The ATO’s view is that, where an expense is incurred by a fund that is less than an arm’s length amount, all of the fund’s ordinary income and statutory income (including net capital gains and concessional contributions) is NALI and, after attributable expenses, is taxed at 45 per cent.
This is of particular concern as the ATO considers that NALI can apply to all of a fund’s income even for an immaterial general fund expense, eg, a $100 discount to an accounting fee can result in $45,000 tax if an SMSF’s taxable income is $100,000 in a given income year.
The ATO’s general fund expense “nexus” view is much broader than what numerous professional and industry bodies submit is what the NALE legislative changes introduced from 1 July 2018 was intended to have (which the ATO believes is the better view of the law).

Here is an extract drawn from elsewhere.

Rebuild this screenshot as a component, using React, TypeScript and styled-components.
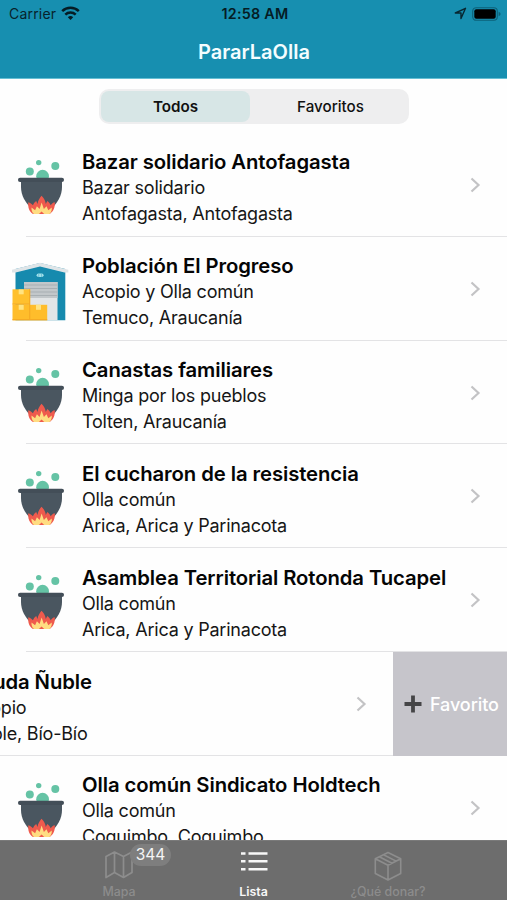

We have previously covered the nexus issue when discussing the prior draft ruling LCR 2019/D3 and you can click here to read that article. Unless legislative change is introduced, ultimately, the ATO’s view may need to be tested in the courts to determine which is the better view. For example, many argue that a $100 discount to a well-diversified SMSF would have a remote or tenuous nexus, if any, to all of a fund’s income.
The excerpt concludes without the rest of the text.